The Japanese Ministry of Foreign Affairs confiscated the passport of Japanese freelance photojournalist Yuichi Sugimoto on February 7, citing his intention to travel to Syria.
The unusual decision by the Japanese foreign ministry resulted in protests, notably from foreign media, who argued that the Japanese government had violated Sugimoto's rights.
Video: Sugimoto's press conference at the Foreign Correspondents’ Club of Japan (with English translations).
The controversy brings to light the issue that, compared to societal or cultural attitudes in the US and Europe, it could be argued that Japan as a culture is not as committed to protecting individual rights as other countries.
The decision by the Japanese government to seize Sugimoto's passport comes in the wake of the brutal murder of two Japanese nationals, journalist Kenji Goto and Haruna Yukawa, by ISIS at the end of January.
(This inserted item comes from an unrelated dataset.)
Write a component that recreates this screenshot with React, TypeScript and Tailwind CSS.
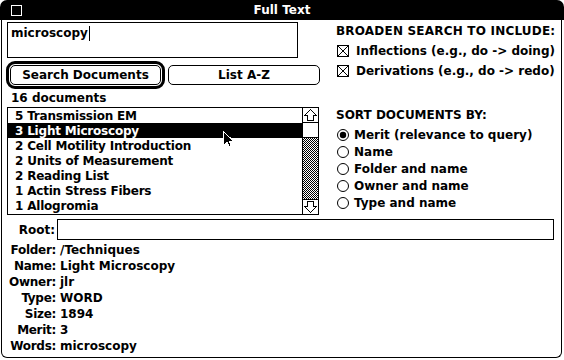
import React from "react";

const items = [
  "5 Transmission EM",
  "3 Light Microscopy",
  "2 Cell Motility Introduction",
  "2 Units of Measurement",
  "2 Reading List",
  "1 Actin Stress Fibers",
  "1 Allogromia",
];

const info: [string, string][] = [
  ["Folder:", "/Techniques"],
  ["Name:", "Light Microscopy"],
  ["Owner:", "jlr"],
  ["Type:", "WORD"],
  ["Size:", "1894"],
  ["Merit:", "3"],
  ["Words:", "microscopy"],
];

const sorts = ["Merit (relevance to query)", "Name", "Folder and name", "Owner and name", "Type and name"];

function CheckX() {
  return (
    <svg width="12" height="12" viewBox="0 0 12 12" shapeRendering="crispEdges" className="shrink-0">
      <rect x="0.5" y="0.5" width="11" height="11" fill="white" stroke="black" />
      <path d="M1 1 L11 11 M11 1 L1 11" stroke="black" strokeWidth="1" fill="none" />
    </svg>
  );
}

function Radio({ on }: { on?: boolean }) {
  return (
    <svg width="12" height="12" viewBox="0 0 12 12" className="shrink-0">
      <circle cx="6" cy="6" r="5.5" fill="white" stroke="black" strokeWidth="1" />
      {on && <circle cx="6" cy="6" r="3.2" fill="black" />}
    </svg>
  );
}

function Arrow({ down }: { down?: boolean }) {
  return (
    <svg width="15" height="14" viewBox="0 0 15 14" shapeRendering="crispEdges" className={down ? "rotate-180" : ""}>
      <polygon points="7.5,1.5 13.5,7.5 10.5,7.5 10.5,12.5 4.5,12.5 4.5,7.5 1.5,7.5" fill="white" stroke="black" strokeWidth="1" />
    </svg>
  );
}

export default function App() {
  return (
    <div className="w-[564px] h-[360px] bg-white relative font-['DejaVu_Sans',sans-serif] text-[12px] font-bold text-black leading-none overflow-hidden">
      {/* title bar */}
      <div className="h-[20px] bg-black rounded-t-[7px] flex items-center pl-[11px] pr-[11px]">
        <div className="w-[11px] h-[11px] border border-white" />
        <div className="flex-1 text-center text-white">Full Text</div>
        <div className="w-[11px]" />
      </div>
      {/* body */}
      <div className="ml-[1px] w-[561px] h-[338px] border-x border-b border-black rounded-b-[6px] pl-[5px]">
        <div className="flex">
          {/* left column */}
          <div className="w-[313px] flex flex-col">
            <div className="mt-[2px] w-[291px] h-[36px] border border-black pl-[3px] pt-[4px] flex items-start">
              <span>microscopy</span>
              <span className="inline-block w-px h-[15px] bg-black ml-px -mt-[1px]" />
            </div>
            <div className="mt-[3px] h-[28px] flex items-center">
              <div className="-ml-px w-[159px] h-[28px] border-[3px] border-black rounded-[9px] p-px">
                <div className="h-full border border-black rounded-[5px] flex items-center justify-center">Search Documents</div>
              </div>
              <div className="ml-[3px] w-[152px] h-[20px] border border-black rounded-[5px] flex items-center justify-center">List A-Z</div>
            </div>
            <div className="h-[18px] pl-[4px] flex items-center">16 documents</div>
            <div className="w-[312px] h-[108px] border border-black flex">
              <div className="flex-1 flex flex-col">
                {items.map((t, i) => (
                  <div
                    key={t}
                    className={
                      "h-[15px] pl-[7px] flex items-center whitespace-nowrap tracking-[-0.2px] " +
                      (i === 1 ? "bg-black text-white" : "")
                    }
                  >
                    {t}
                  </div>
                ))}
              </div>
              <div className="w-[16px] border-l border-black flex flex-col">
                <div className="h-[15px] border-b border-black flex items-center justify-center">
                  <Arrow />
                </div>
                <div className="h-[15px] border-b border-black bg-white" />
                <div className="flex-1 bg-[repeating-conic-gradient(#000_0%_25%,#fff_0%_50%)] bg-[length:2px_2px]" />
                <div className="h-[15px] border-t border-black flex items-center justify-center">
                  <Arrow down />
                </div>
              </div>
            </div>
          </div>
          {/* right column */}
          <div className="ml-[16px] flex flex-col">
            <div className="mt-[3px] h-[16px] flex items-center tracking-[0.2px]">BROADEN SEARCH TO INCLUDE:</div>
            <div className="mt-[2px] h-[20px] flex items-center gap-[7px] pl-px whitespace-nowrap">
              <CheckX />
              <span>Inflections (e.g., do -&gt; doing)</span>
            </div>
            <div className="h-[20px] flex items-center gap-[7px] pl-px whitespace-nowrap">
              <CheckX />
              <span>Derivations (e.g., do -&gt; redo)</span>
            </div>
            <div className="mt-[26px] h-[16px] flex items-center">SORT DOCUMENTS BY:</div>
            <div className="mt-[3px] flex flex-col">
              {sorts.map((s, i) => (
                <div key={s} className="h-[17px] flex items-center gap-[5px] pl-px whitespace-nowrap">
                  <Radio on={i === 0} />
                  <span>{s}</span>
                </div>
              ))}
            </div>
          </div>
        </div>
        {/* root row */}
        <div className="mt-[4px] h-[21px] flex items-center">
          <div className="w-[48px] text-right">Root:</div>
          <div className="ml-[2px] w-[497px] h-[21px] border border-black" />
        </div>
        {/* info */}
        <div className="mt-[2px] flex flex-col">
          {info.map(([k, v]) => (
            <div key={k} className="h-[16px] flex items-center whitespace-nowrap">
              <div className="w-[49px] text-right tracking-[-0.3px]">{k}</div>
              <div className="ml-[4px]">{v}</div>
            </div>
          ))}
        </div>
      </div>
      {/* mouse pointer */}
      <svg className="absolute left-[223px] top-[131px]" width="12" height="18" viewBox="0 0 12 18" shapeRendering="crispEdges">
        <polygon points="0.5,0.5 0.5,14.5 4,11 6.5,16.5 8.5,15.5 6,10 10.5,10" fill="black" stroke="white" strokeWidth="1" />
      </svg>
    </div>
  );
}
Their executions came as a profound shock to Japan as a whole, which until the murders had never considered itself as being seriously regarded as an “enemy” or adversary by any group.
This national perception changed overnight. There is now a vague sense in Japan that there are some places that are not acceptable for travel. Instead of questioning why a journalist's rights have been taken away, the common question posed by society instead is, “Why would anyone ever want to travel there?”
Obviously no Japanese person wants to see such cruel murders repeated, and this societal sentiment may have played a key role in the foreign ministry's decision to confiscate Sugimoto's passport.
However, whatever the reason, it should not be so easy to overlook the fact that a freelance photojournalist has had his passport confiscated. While preventing travel to Syria may served as a valid reason to take Sugimoto's passport, going forward there must be thorough debate if another such case arises.